**Given problem:** Reproduce all the lines exactly as they stand, apart from the pictures.
==*==
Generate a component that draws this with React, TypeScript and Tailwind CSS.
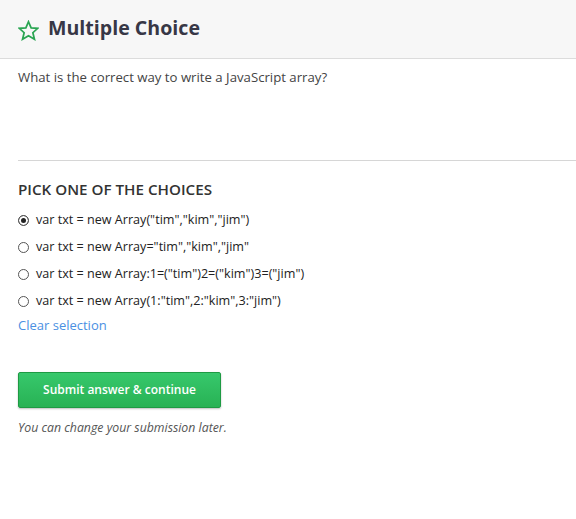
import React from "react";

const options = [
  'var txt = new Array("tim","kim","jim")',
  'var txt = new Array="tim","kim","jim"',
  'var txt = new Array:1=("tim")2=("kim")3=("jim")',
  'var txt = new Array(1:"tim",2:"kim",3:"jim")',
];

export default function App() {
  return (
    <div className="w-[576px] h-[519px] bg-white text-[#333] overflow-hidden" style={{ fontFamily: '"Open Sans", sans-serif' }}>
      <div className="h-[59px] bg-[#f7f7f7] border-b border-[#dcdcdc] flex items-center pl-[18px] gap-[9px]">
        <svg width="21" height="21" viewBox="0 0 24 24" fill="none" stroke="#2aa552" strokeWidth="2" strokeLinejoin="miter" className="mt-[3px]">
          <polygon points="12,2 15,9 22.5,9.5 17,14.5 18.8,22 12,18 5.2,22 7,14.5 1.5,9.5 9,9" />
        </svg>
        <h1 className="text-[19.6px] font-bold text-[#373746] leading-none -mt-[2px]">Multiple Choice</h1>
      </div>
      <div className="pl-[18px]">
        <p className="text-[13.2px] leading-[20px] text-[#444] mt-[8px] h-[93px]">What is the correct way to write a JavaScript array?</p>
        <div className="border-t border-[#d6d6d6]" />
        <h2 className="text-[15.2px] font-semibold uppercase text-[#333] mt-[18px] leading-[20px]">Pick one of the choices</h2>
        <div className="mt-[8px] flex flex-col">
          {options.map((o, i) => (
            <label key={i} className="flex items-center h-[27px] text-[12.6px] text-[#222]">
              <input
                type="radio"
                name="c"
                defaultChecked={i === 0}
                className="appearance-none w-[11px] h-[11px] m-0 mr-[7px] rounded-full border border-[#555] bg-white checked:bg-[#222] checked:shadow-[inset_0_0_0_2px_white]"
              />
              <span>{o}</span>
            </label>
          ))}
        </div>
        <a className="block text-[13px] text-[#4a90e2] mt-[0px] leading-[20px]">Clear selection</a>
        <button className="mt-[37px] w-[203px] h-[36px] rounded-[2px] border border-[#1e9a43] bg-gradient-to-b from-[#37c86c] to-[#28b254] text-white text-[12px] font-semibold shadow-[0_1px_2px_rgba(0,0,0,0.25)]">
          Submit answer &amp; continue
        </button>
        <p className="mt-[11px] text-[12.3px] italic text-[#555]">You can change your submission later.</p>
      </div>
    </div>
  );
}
==*==
**Answer to this exercise:**
Generate a component that draws this with React, TypeScript and Tailwind CSS.
import React from "react";

const options = [
  'var txt = new Array("tim","kim","jim")',
  'var txt = new Array="tim","kim","jim"',
  'var txt = new Array:1=("tim")2=("kim")3=("jim")',
  'var txt = new Array(1:"tim",2:"kim",3:"jim")',
];

export default function App() {
  return (
    <div className="w-[576px] h-[519px] bg-white text-[#333] overflow-hidden" style={{ fontFamily: '"Open Sans", sans-serif' }}>
      <div className="h-[59px] bg-[#f7f7f7] border-b border-[#dcdcdc] flex items-center pl-[18px] gap-[9px]">
        <svg width="21" height="21" viewBox="0 0 24 24" fill="none" stroke="#2aa552" strokeWidth="2" strokeLinejoin="miter" className="mt-[3px]">
          <polygon points="12,2 15,9 22.5,9.5 17,14.5 18.8,22 12,18 5.2,22 7,14.5 1.5,9.5 9,9" />
        </svg>
        <h1 className="text-[19.6px] font-bold text-[#373746] leading-none -mt-[2px]">Multiple Choice</h1>
      </div>
      <div className="pl-[18px]">
        <p className="text-[13.2px] leading-[20px] text-[#444] mt-[8px] h-[93px]">What is the correct way to write a JavaScript array?</p>
        <div className="border-t border-[#d6d6d6]" />
        <h2 className="text-[15.2px] font-semibold uppercase text-[#333] mt-[18px] leading-[20px]">Pick one of the choices</h2>
        <div className="mt-[8px] flex flex-col">
          {options.map((o, i) => (
            <label key={i} className="flex items-center h-[27px] text-[12.6px] text-[#222]">
              <input
                type="radio"
                name="c"
                defaultChecked={i === 0}
                className="appearance-none w-[11px] h-[11px] m-0 mr-[7px] rounded-full border border-[#555] bg-white checked:bg-[#222] checked:shadow-[inset_0_0_0_2px_white]"
              />
              <span>{o}</span>
            </label>
          ))}
        </div>
        <a className="block text-[13px] text-[#4a90e2] mt-[0px] leading-[20px]">Clear selection</a>
        <button className="mt-[37px] w-[203px] h-[36px] rounded-[2px] border border-[#1e9a43] bg-gradient-to-b from-[#37c86c] to-[#28b254] text-white text-[12px] font-semibold shadow-[0_1px_2px_rgba(0,0,0,0.25)]">
          Submit answer &amp; continue
        </button>
        <p className="mt-[11px] text-[12.3px] italic text-[#555]">You can change your submission later.</p>
      </div>
    </div>
  );
}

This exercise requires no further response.